Other youths try to protect their tender egos from the hurts of such statements by hardening attitudes of disrespect to adults or shouting more demeaning insults to other children. The vicious cycle proliferates.

The habit of saying, "You always do something wrong!" or "You'll never learn!" can turn an able, talented child into a youth or adult of stunted intelligence and achievement; an individual with little confidence.

Dr. Selma Fraiber in her book The Magic Years says, "A child needs to feel our disapproval at times, but if our reaction is of such strength that the child feels worthless and despised for his offense, we have abused our powers as parents and have created the possibility that exaggerated guilt feelings and self-hatred will play a part in this child's personality development."

 

Words That Help

In your next aggravating situation, instead of spurting out a harsh, cutting or demeaning response to someone, put a governor on your mouth. Instead say: "Please. . . ." "Please hold the door wider. . . . Please be neater. . . . Please be more careful. . . . Please let me show you."

Please is a word that helps us show respect. It puts our minds in a more constructive frame. We deal with others in a more positive and beneficial way.

Maybe a child accidentally knocks over a glass of some drink (and who hasn't?). An uncaring person might respond: "You careless kid. Watch what you're doing!" What's so damaging about such a statement is that we are branding a child with a characteristic (carelessness) that may not be true at all. Maybe the parents have failed to set the table properly for children, or have failed to train the child to be more careful.

How much more helpful to quietly say in such a situation, "Now go get a sponge and clean it up. And please do be more careful." The child isn't branded as totally inept, instead we express faith in their ability to solve the problem and be more careful.

So often we hear individuals retort in some frustrating situation with wild overstatements, such as "You always . . ." or "You never . . .!"

The danger with such statements is in creating a false or exaggerated reality. The person we are accusing probably at times does do what we want. "You never . . ." starts to program a false reality in the accuser's mind. That discourages the accused person from doing anything if the accuser so carelessly forgets the beneficial things he or she has done.

Why not say, "Please, I would appreciate it if you would. . . ." Or "Would you help me . . .?" Or "Would you please . . . ?"

We're more apt to spout out some curt or hurting words when we're tired or emotionally upset. The children run up and ask, "Read us a story!" Or the wife asks, "I need your help." Instead of a harsh "No!" or "Don't bother me!" say "I am exhausted and upset. Please wait a while first, OK?"

You've explained your present feelings without putting someone down in the process. And you have not closed the door to positive help later.
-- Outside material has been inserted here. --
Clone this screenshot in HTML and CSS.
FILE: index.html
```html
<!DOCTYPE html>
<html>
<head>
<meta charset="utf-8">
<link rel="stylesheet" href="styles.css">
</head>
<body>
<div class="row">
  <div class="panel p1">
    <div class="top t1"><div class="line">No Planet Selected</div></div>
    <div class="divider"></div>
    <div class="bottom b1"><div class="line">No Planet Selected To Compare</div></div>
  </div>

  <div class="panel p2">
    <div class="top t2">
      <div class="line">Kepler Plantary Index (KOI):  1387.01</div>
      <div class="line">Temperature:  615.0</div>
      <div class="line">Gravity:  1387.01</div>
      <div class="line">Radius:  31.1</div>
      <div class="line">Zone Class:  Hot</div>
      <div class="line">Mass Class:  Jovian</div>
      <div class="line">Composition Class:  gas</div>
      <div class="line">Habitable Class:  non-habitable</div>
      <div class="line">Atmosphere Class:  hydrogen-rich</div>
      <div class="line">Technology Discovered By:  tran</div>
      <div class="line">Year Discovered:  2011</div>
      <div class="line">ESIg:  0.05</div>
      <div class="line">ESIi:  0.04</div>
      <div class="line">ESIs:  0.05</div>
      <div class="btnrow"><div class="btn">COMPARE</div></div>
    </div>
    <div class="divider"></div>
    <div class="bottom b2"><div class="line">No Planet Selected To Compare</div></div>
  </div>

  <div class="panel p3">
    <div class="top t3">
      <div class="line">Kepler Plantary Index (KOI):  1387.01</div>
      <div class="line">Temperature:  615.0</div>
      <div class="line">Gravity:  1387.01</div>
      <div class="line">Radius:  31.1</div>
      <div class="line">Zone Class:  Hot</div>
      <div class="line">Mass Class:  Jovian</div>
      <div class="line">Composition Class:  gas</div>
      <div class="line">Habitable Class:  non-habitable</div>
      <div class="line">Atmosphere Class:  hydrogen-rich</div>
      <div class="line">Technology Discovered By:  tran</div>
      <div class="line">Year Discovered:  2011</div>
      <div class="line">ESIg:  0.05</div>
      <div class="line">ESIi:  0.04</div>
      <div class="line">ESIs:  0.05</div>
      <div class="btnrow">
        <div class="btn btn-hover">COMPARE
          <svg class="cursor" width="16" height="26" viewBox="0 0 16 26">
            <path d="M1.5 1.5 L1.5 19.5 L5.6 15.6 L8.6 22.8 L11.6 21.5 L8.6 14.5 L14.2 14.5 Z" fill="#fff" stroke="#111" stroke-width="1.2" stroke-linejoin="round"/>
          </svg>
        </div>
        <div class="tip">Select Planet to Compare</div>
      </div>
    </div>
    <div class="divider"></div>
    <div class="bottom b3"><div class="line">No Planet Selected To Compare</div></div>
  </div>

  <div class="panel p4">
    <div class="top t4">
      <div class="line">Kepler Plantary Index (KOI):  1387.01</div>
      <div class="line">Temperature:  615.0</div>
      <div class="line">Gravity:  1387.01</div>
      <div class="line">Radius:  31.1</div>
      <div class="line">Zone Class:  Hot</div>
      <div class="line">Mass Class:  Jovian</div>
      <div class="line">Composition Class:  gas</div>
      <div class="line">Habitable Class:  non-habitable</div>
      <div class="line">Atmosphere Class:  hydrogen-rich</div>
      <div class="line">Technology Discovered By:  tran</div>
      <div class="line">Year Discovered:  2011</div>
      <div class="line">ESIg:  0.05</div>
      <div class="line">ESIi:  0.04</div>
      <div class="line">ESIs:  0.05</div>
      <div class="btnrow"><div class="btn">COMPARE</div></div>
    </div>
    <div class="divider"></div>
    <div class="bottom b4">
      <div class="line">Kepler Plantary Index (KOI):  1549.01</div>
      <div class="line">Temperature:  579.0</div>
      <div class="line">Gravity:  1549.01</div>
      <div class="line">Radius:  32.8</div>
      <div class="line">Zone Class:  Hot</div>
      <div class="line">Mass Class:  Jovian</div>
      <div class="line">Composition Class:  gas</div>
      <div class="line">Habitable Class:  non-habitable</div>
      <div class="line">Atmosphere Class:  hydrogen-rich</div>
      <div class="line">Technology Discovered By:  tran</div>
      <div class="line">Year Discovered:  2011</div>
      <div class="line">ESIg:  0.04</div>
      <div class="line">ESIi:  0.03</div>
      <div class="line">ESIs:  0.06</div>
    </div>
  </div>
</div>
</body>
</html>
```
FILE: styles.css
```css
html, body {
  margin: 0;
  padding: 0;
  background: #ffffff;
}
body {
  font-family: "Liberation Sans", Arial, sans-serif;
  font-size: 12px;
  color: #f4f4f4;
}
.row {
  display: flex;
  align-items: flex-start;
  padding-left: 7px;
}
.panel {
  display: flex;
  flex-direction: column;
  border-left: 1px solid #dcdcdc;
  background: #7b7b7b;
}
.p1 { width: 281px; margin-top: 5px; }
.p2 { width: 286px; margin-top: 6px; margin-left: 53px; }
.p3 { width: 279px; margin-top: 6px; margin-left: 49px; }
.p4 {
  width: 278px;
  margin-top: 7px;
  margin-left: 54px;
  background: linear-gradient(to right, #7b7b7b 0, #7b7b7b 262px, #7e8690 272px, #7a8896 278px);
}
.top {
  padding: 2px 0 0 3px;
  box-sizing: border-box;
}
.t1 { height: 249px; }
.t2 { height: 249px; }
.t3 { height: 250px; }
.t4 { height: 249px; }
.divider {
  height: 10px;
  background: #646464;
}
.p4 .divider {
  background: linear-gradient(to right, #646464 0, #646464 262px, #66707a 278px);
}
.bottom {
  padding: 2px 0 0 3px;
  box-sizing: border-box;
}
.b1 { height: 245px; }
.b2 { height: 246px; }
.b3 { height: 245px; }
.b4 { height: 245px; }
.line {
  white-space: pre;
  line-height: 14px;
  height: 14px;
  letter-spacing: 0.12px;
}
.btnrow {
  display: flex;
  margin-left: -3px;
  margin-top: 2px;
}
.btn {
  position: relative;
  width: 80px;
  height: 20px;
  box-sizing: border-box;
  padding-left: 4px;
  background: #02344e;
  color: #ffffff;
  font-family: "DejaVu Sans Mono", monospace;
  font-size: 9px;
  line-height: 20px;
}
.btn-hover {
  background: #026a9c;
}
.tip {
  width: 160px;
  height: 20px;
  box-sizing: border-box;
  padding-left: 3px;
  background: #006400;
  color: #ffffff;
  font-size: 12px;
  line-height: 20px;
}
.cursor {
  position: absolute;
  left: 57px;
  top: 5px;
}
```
Rather than responding to someone's mistake with a demeaning put-down, we can show disapproval but still be respectful by saying, "I don't like what you did." Be specific about the situation. Don't label the person with damaging names or shoot out a clever put-down. You only create or compound bad feelings, or another problem.
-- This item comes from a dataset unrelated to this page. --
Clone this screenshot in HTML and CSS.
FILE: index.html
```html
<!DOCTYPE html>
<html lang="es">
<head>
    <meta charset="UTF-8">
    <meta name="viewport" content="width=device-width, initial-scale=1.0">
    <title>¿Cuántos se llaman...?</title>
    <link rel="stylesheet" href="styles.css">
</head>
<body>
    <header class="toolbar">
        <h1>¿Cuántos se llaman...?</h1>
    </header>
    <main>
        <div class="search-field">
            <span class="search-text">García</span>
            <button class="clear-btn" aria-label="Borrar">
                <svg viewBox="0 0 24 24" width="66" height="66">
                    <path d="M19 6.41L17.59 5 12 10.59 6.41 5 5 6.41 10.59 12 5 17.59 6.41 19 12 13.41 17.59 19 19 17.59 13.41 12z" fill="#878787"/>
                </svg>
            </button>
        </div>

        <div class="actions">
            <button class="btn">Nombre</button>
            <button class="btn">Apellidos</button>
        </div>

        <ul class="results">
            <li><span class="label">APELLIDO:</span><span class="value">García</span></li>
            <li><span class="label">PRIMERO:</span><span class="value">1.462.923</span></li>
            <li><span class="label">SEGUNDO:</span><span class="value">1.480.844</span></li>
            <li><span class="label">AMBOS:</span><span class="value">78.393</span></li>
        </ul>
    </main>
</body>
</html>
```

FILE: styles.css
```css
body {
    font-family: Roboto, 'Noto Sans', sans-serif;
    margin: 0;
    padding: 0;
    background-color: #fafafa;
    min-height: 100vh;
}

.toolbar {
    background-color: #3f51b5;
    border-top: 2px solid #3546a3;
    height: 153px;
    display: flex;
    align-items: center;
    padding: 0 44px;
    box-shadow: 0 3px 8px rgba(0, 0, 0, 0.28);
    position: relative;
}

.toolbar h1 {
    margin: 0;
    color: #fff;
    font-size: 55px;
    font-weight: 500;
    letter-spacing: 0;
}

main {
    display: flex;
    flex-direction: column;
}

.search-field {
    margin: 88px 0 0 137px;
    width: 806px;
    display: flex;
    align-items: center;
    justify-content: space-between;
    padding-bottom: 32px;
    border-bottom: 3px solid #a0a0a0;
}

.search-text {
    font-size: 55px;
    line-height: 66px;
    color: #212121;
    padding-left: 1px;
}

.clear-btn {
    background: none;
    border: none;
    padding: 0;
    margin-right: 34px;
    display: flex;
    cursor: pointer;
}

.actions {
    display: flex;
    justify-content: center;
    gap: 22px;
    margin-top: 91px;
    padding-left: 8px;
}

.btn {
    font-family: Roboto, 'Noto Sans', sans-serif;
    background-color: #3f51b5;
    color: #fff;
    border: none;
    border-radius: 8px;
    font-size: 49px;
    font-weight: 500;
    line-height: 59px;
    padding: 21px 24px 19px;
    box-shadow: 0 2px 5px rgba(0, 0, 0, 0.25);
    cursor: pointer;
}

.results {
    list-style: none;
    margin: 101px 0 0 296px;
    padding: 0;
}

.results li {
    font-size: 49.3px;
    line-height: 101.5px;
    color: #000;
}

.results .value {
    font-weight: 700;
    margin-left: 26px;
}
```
The key to saying helpful rather than harmful words to others is always to show respect.

 

Break the Cycle

If you've been guilty of expressing demeaning, putdown statements to others, stop and ask yourself if you would like them said to you. Of course you wouldn't.

But if you now stop expressing hurtful words to others there may be some delay in favorable replies to you. People you've offended want to know if you've really changed. It may take time to heal old wounds. If others respond with cutting words, resist the temptation to retort.
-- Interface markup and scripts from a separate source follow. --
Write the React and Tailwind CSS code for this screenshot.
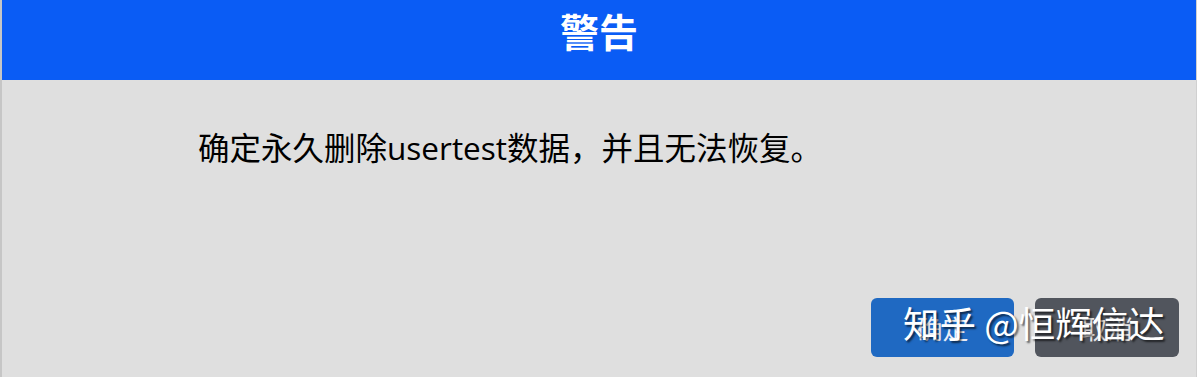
import React from "react";

const cjk = { fontFamily: '"Noto Sans CJK SC", "Liberation Sans", sans-serif' };

export default function App() {
  return (
    <div className="relative w-[1197px] h-[377px] overflow-hidden bg-[#dfdfdf] border-l-2 border-[#c6c6c6] border-r border-r-[#d0d0d0]" style={cjk}>
      {/* Header */}
      <div className="h-[80px] bg-[#0a5cf5] flex justify-center pt-[2px]">
        <h1 className="text-[39px] font-bold text-white leading-[56px]">警告</h1>
      </div>

      {/* Body */}
      <div className="pl-[196px] pt-[48px] h-[218px]">
        <p className="text-[31.5px] leading-[40px] text-black" style={{ fontFamily: '"Open Sans", "Noto Sans CJK SC", sans-serif' }}>
          确定永久删除usertest数据，并且无法恢复。
        </p>
      </div>

      {/* Buttons */}
      <div className="flex justify-end gap-[21px] pr-[17px]">
        <button className="w-[143px] h-[59px] rounded-[6px] bg-[#1f69c2] text-[#e8eef8] text-[26px]">确定</button>
        <button className="w-[144px] h-[59px] rounded-[6px] bg-[#51555d] text-[#e6e6e8] text-[26px]">取消</button>
      </div>

      {/* Watermark */}
      <div
        className="absolute left-[901px] top-[298px] text-[36.5px] leading-[50px] text-white whitespace-nowrap"
        style={{ textShadow: "2px 2px 2px rgba(0,0,0,0.6)" }}
      >
        知乎 @恒辉信达
      </div>
    </div>
  );
}
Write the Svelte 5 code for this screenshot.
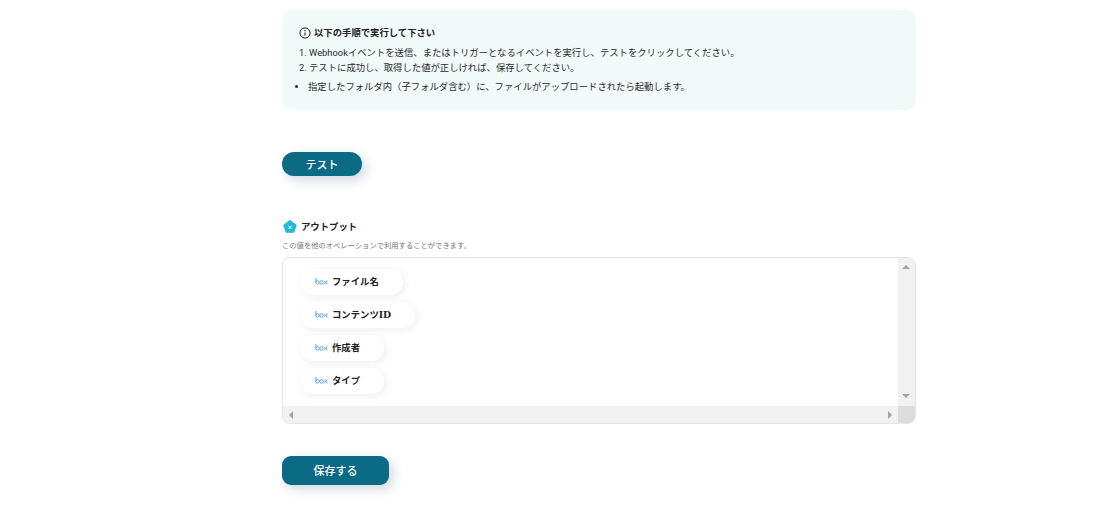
<script lang="ts">
  const outputs = ["ファイル名", "コンテンツID", "作成者", "タイプ"];
</script>

{#snippet boxLogo()}
  <svg class="box-logo" viewBox="0 0 13 7" aria-hidden="true">
    <g fill="none" stroke="#5ba3e0" stroke-width="1">
      <path d="M.9 0v4.4" />
      <circle cx="2.5" cy="4.4" r="1.7" />
      <circle cx="6.5" cy="4.4" r="1.7" />
      <path d="M9 2.5l3.6 3.8M12.6 2.5L9 6.3" />
    </g>
  </svg>
{/snippet}

<main class="page">
  <section class="notice">
    <h2 class="notice-title">
      <svg class="info" viewBox="0 0 12 12" aria-hidden="true">
        <circle cx="6" cy="6" r="5.1" fill="none" stroke="#222" stroke-width="1" />
        <circle cx="6" cy="3.7" r="0.7" fill="#222" />
        <path d="M6 5.4v3.2" stroke="#222" stroke-width="1.1" />
      </svg>
      以下の手順で実行して下さい
    </h2>
    <ol>
      <li>Webhookイベントを送信、またはトリガーとなるイベントを実行し、テストをクリックしてください。</li>
      <li>テストに成功し、取得した値が正しければ、保存してください。</li>
    </ol>
    <ul>
      <li>指定したフォルダ内（子フォルダ含む）に、ファイルがアップロードされたら起動します。</li>
    </ul>
  </section>

  <button class="btn test">テスト</button>

  <section class="output">
    <h3>
      <svg class="pentagon" viewBox="0 0 16 16" aria-hidden="true">
        <path d="M8 2.4l6.2 4.6-2.4 7.3H4.2L1.8 7z" fill="#22b8e0" stroke="#22b8e0" stroke-width="1" stroke-linejoin="round" />
        <path d="M6.5 7.6l3 3.2M9.5 7.6l-3 3.2" stroke="#fff" stroke-width="1" />
      </svg>
      アウトプット
    </h3>
    <p class="hint">この値を他のオペレーションで利用することができます。</p>

    <div class="frame">
      <div class="list">
        {#each outputs as label}
          <div class="chip">
            {@render boxLogo()}
            <span>{label}</span>
          </div>
        {/each}
      </div>
      <div class="bar vertical">
        <i class="arrow up"></i>
        <i class="arrow down"></i>
      </div>
      <div class="bar horizontal">
        <i class="arrow left"></i>
        <i class="arrow right"></i>
      </div>
      <div class="corner"></div>
    </div>
  </section>

  <button class="btn save">保存する</button>
</main>

<style>
  :global(body) {
    margin: 0;
    background: #fff;
    font-family: Roboto, "Noto Sans CJK JP", sans-serif;
    color: #222;
  }

  .page {
    width: 634px;
    margin-left: 282px;
    padding-top: 10px;
    height: 510px;
    overflow: hidden;
  }

  .notice {
    height: 100px;
    box-sizing: border-box;
    padding: 16px 16px 0;
    background: #f1f9f9;
    border-radius: 10px;
    font-size: 9.36px;
    line-height: 15px;
    color: #2a2a2a;
  }

  .notice-title {
    display: flex;
    align-items: center;
    gap: 3px;
    margin: 0 0 5px 1px;
    font-size: 9.36px;
    line-height: 14px;
    font-weight: 700;
    color: #222;
  }

  .info {
    width: 12px;
    height: 12px;
  }

  ol, ul {
    margin: 0;
    padding: 0;
  }

  ol {
    padding-left: 11px;
  }

  ul {
    margin-top: 4px;
    padding-left: 10px;
  }

  .btn {
    display: block;
    border: 0;
    padding: 0 0 1px;
    background: #0b6a84;
    color: #fff;
    font: 500 11px Roboto, "Noto Sans CJK JP", sans-serif;
    box-shadow: 4px 4px 12px rgba(30, 60, 90, 0.2);
  }

  .test {
    width: 80px;
    height: 24px;
    margin-top: 42px;
    border-radius: 12px;
  }

  .output {
    margin-top: 42px;
  }

  h3 {
    display: flex;
    align-items: center;
    gap: 3px;
    margin: 0;
    height: 16px;
    font-size: 9.36px;
    font-weight: 700;
    color: #222;
  }

  .pentagon {
    width: 16px;
    height: 16px;
  }

  .hint {
    margin: 7px 0 0;
    font-size: 7.3px;
    line-height: 10px;
    color: #777;
  }

  .frame {
    display: grid;
    grid-template-columns: 1fr 17px;
    grid-template-rows: 148px 17px;
    margin-top: 6px;
    border: 1px solid #e4e4e4;
    border-radius: 8px;
    overflow: hidden;
  }

  .list {
    display: flex;
    flex-direction: column;
    align-items: flex-start;
    gap: 7px;
    padding: 11px 0 0 17px;
  }

  .chip {
    display: flex;
    align-items: center;
    gap: 4px;
    height: 26px;
    box-sizing: border-box;
    padding: 0 24px 2px 15px;
    border-radius: 13px;
    background: #fff;
    box-shadow: 2px 2px 8px rgba(0, 0, 0, 0.07);
    font: 700 9.36px "DejaVu Serif", "Noto Sans CJK JP", serif;
    color: #222;
  }

  .box-logo {
    width: 13px;
    height: 7px;
  }

  .bar {
    position: relative;
    background: #f1f1f1;
  }

  .corner {
    background: #dcdcdc;
  }

  .arrow {
    position: absolute;
    width: 0;
    height: 0;
    border: 4px solid transparent;
  }

  .up {
    top: 3px;
    left: 4px;
    border-bottom-color: #a3a3a3;
  }

  .down {
    bottom: 4px;
    left: 4px;
    border-top-color: #a3a3a3;
  }

  .left {
    left: 2px;
    top: 5px;
    border-right-color: #a3a3a3;
  }

  .right {
    right: 2px;
    top: 5px;
    border-left-color: #a3a3a3;
  }

  .save {
    width: 107px;
    height: 29px;
    margin-top: 32px;
    border-radius: 9px;
  }
</style>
Break the vicious cycle of careless put-downs. Show respect and care for the feelings of others. In time others will show more respect and care for you.

"A soft answer turneth away wrath, but grievous words stir up anger" (Prov. 15:1). "A wholesome tongue is a tree of life" (Prov. 15:4). And: "Heaviness in the heart of man maketh it stoop: but a good word maketh it glad" (Prov. 12:25). "He that keepeth his mouth keepeth his life . . ." (Prov. 13:3).

What about you? Do your words wound and hurt others? Or do they help and edify? There are many powerful warnings in scripture about the consequences of our words.

The uncontrolled tongue, said the apostle James, "is an unruly evil, full of deadly poison. Therewith bless we God . . . and therewith curse we men, which are made after the similitude of God. Out of the same mouth proceedeth blessing and cursing. My brethren, these things ought not so to be" (Jas. 3:8-10).

The most powerful warning spoken about our words is expressed by Jesus Christ: ". . . for out of the abundance of the heart, the mouth speaketh. A good man out of the good treasure of the heart bringeth forth good, things [including good words]: "and an evil man out of the evil treasure bringeth forth evil things [including evil words]. But I say unto you. That every idle word that men shall speak, they shall give account thereof in the day of judgment" (Matt. 12:34-36).

Strive to make your words, words that help — not words that hurt!